== Entries shown

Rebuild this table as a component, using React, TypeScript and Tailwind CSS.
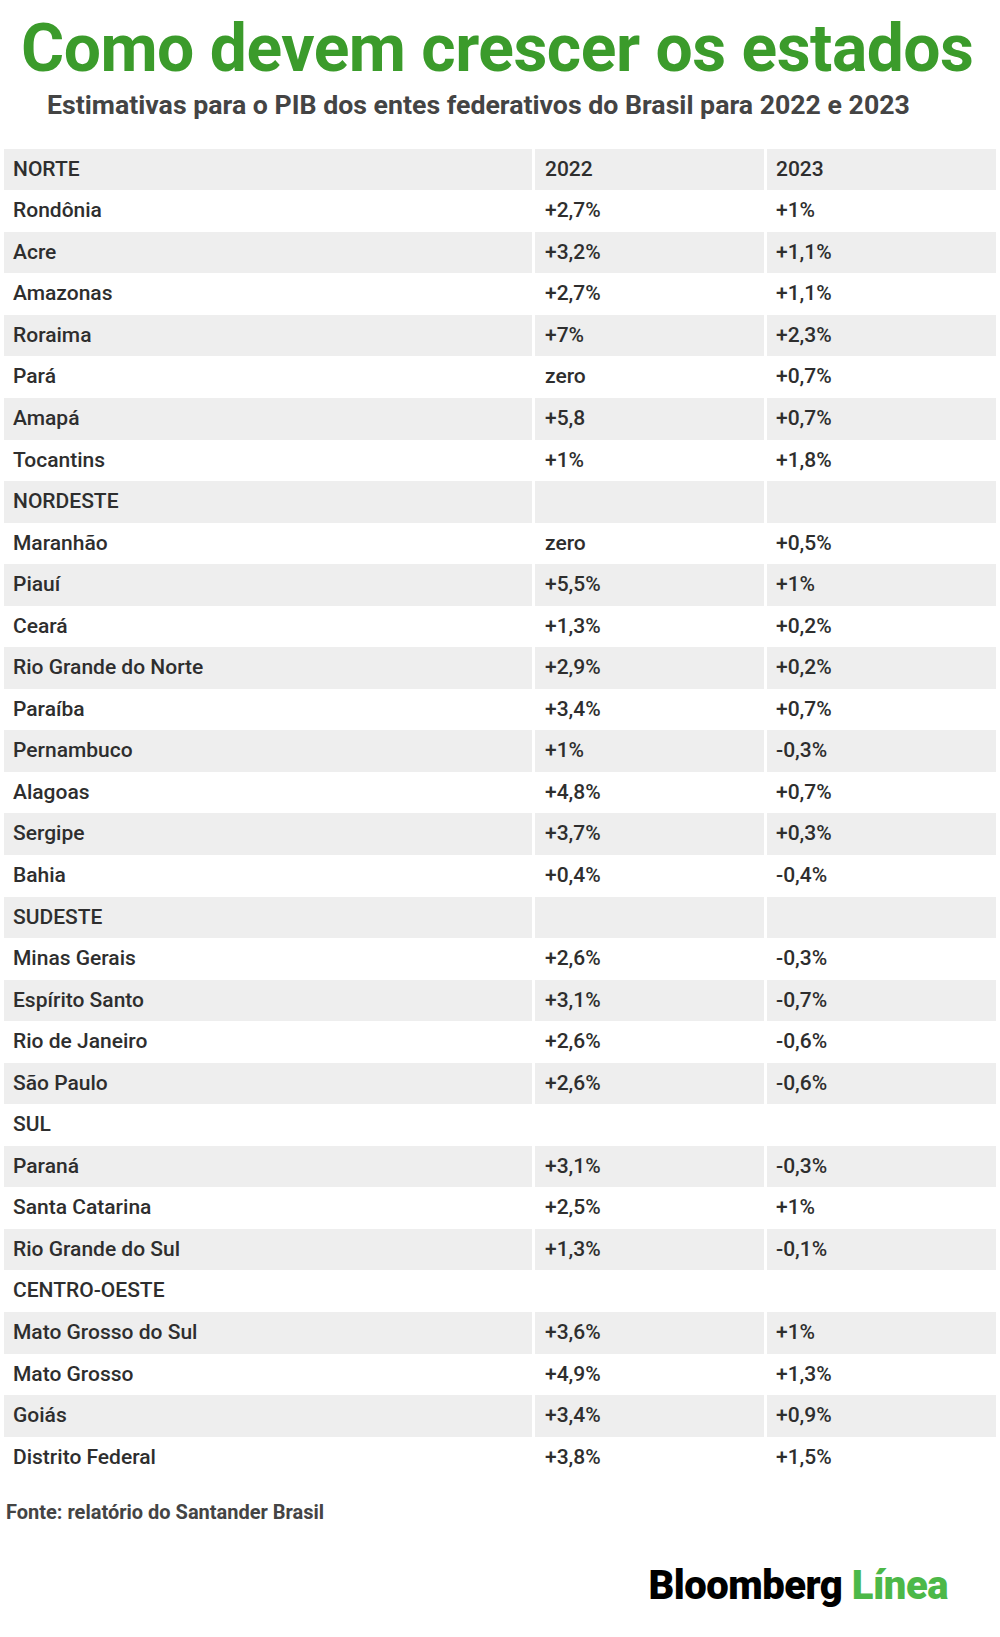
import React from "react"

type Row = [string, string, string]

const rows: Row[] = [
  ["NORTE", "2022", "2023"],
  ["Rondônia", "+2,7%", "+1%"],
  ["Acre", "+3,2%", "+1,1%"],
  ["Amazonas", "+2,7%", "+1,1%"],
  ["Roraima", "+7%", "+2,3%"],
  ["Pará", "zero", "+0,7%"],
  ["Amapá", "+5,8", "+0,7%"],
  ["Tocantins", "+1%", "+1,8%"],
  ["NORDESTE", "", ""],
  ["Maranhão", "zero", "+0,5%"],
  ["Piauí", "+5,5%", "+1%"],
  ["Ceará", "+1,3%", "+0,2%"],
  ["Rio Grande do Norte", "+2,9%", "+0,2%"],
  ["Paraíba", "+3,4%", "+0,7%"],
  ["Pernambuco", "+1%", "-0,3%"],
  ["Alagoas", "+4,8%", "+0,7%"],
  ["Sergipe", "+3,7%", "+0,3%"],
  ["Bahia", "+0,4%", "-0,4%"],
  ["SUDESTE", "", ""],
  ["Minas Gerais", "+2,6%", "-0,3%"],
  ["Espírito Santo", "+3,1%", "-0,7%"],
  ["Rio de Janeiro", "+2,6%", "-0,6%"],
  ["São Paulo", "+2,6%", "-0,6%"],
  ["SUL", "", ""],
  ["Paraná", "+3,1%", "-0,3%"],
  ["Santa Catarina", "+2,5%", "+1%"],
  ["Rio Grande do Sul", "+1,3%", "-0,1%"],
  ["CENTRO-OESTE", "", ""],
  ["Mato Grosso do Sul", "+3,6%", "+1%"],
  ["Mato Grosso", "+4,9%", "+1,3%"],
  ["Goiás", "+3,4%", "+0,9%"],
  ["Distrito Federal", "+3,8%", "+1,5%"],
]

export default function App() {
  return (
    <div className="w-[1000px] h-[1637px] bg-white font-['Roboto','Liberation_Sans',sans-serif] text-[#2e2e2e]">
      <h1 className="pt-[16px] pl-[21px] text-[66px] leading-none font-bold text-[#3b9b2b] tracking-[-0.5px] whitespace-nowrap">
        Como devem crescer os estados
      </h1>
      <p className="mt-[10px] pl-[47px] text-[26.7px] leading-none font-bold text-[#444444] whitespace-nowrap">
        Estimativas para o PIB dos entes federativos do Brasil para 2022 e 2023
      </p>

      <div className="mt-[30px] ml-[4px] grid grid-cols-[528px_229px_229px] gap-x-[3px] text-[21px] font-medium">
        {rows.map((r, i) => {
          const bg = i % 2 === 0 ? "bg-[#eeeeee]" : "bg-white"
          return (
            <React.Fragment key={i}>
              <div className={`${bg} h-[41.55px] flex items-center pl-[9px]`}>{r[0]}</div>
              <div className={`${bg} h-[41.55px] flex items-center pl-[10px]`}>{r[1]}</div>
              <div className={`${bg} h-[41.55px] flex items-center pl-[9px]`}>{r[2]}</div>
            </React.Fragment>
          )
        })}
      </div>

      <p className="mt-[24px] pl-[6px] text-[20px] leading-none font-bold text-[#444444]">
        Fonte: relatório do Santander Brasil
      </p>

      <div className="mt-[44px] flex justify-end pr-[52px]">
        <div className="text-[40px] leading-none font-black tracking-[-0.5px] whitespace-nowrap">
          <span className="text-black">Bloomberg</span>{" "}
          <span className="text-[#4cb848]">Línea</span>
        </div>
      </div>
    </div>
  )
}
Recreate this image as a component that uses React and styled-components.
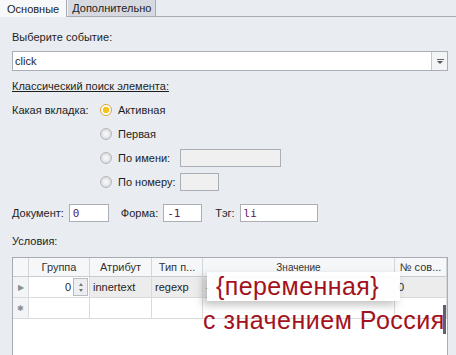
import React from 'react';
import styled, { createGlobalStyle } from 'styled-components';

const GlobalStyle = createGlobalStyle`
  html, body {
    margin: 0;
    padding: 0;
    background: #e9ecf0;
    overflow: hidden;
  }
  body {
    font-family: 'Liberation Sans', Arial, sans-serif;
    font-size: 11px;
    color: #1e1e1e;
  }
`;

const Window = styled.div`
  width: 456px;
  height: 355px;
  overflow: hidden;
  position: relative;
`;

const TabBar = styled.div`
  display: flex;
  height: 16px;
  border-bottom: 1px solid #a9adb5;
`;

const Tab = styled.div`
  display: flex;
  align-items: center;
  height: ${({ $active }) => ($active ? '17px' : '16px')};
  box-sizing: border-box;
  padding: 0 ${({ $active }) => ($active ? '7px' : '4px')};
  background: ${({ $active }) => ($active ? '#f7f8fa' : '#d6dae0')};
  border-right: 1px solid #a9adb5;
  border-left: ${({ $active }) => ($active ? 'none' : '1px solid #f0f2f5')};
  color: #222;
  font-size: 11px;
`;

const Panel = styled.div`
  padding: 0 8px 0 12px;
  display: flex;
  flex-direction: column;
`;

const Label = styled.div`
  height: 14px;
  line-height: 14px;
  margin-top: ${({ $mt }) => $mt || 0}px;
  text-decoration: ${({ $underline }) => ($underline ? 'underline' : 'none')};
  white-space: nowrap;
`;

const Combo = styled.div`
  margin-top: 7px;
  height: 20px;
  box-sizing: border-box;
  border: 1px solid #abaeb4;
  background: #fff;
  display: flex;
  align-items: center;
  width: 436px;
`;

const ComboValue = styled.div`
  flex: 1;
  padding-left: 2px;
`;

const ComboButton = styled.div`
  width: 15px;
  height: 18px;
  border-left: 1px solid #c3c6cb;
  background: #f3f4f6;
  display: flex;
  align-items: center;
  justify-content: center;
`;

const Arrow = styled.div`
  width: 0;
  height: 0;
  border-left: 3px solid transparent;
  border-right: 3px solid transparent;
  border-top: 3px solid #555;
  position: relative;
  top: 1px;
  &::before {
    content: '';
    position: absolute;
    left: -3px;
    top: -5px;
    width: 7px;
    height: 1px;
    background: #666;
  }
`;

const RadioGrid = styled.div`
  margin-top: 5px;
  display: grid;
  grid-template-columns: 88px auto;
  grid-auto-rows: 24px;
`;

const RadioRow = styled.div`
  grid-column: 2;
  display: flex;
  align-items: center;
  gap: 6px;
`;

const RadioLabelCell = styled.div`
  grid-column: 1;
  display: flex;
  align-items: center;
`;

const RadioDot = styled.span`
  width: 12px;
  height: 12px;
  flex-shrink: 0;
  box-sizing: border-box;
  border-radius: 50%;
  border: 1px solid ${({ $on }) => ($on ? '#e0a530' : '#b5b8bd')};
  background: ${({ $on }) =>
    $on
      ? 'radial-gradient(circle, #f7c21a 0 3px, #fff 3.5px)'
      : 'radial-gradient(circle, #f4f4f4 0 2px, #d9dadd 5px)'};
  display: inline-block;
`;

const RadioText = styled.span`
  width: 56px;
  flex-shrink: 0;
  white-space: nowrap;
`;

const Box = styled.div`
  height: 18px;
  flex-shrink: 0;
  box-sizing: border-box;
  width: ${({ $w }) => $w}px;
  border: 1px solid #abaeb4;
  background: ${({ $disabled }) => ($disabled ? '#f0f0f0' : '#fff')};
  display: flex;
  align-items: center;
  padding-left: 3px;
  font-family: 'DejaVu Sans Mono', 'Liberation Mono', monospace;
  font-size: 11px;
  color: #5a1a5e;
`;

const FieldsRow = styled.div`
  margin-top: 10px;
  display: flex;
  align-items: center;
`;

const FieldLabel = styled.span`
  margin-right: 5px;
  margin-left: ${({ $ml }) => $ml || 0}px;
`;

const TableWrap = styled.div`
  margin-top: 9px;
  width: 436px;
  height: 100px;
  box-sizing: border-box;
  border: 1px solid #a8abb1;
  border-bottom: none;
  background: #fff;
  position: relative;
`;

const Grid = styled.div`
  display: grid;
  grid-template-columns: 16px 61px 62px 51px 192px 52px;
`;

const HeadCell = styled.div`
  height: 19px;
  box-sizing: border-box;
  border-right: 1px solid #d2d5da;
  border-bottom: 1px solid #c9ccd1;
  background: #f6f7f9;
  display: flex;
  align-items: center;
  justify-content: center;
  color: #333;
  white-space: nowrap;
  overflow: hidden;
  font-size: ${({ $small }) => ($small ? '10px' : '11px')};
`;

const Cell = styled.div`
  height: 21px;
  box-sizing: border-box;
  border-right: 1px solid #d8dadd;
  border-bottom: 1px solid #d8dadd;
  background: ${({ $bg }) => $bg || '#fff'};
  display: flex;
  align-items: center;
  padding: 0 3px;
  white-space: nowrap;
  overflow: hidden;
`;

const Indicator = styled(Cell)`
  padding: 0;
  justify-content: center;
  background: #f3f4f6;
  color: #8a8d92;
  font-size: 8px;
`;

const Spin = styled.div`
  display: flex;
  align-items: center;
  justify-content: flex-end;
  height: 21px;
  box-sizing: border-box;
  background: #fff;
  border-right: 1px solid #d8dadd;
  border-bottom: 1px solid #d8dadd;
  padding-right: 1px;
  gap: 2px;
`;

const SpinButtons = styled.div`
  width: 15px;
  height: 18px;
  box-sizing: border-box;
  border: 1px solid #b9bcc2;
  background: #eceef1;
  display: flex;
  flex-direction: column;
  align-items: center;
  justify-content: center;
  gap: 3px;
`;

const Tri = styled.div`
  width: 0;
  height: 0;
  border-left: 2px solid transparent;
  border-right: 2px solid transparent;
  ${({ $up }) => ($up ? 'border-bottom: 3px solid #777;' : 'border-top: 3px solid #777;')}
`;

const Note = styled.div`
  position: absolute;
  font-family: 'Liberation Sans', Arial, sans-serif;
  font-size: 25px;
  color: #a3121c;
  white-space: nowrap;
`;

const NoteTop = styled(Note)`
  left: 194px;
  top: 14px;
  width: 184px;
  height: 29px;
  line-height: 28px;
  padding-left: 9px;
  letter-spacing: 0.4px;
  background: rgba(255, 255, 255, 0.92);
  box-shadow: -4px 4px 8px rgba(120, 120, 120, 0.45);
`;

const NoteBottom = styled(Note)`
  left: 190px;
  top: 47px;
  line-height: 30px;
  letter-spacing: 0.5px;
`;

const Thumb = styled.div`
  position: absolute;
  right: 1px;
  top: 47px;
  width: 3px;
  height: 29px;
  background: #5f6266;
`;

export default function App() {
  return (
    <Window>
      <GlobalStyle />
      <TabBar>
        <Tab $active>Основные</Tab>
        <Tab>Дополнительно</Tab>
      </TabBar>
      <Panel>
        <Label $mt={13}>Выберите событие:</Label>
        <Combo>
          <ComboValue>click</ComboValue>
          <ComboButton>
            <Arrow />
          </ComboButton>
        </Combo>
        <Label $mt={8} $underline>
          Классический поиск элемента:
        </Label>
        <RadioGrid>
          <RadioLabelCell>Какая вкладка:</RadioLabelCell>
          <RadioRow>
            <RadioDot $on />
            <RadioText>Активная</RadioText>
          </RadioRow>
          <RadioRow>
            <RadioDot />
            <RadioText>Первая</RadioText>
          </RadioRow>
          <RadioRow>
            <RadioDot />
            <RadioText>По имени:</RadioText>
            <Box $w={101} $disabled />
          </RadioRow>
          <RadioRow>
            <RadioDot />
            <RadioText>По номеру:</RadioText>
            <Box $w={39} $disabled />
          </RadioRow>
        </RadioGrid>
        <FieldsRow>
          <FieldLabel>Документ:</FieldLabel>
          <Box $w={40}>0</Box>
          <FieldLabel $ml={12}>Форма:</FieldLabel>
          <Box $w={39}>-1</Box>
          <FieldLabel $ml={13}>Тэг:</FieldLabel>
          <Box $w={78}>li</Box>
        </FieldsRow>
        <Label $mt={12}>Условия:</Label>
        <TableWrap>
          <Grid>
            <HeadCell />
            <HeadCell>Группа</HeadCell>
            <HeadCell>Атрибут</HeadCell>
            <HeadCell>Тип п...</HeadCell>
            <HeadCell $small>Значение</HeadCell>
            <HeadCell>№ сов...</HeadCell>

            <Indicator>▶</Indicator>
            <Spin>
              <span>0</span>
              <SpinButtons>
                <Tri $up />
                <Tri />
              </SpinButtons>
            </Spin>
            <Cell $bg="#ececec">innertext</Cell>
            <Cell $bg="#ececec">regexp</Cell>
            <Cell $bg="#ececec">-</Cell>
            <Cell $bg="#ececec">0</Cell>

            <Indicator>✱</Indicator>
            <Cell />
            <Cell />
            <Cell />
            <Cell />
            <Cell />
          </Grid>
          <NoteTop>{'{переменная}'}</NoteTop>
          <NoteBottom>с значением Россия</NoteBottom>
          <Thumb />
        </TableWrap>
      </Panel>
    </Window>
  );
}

====

Exercise prompt -
Take the records above from their first line through the line with "type Row = [string, string, string]" and set those lines down word for word, minus the pictures.

Answer to the problem -
Rebuild this table as a component, using React, TypeScript and Tailwind CSS.
import React from "react"

type Row = [string, string, string]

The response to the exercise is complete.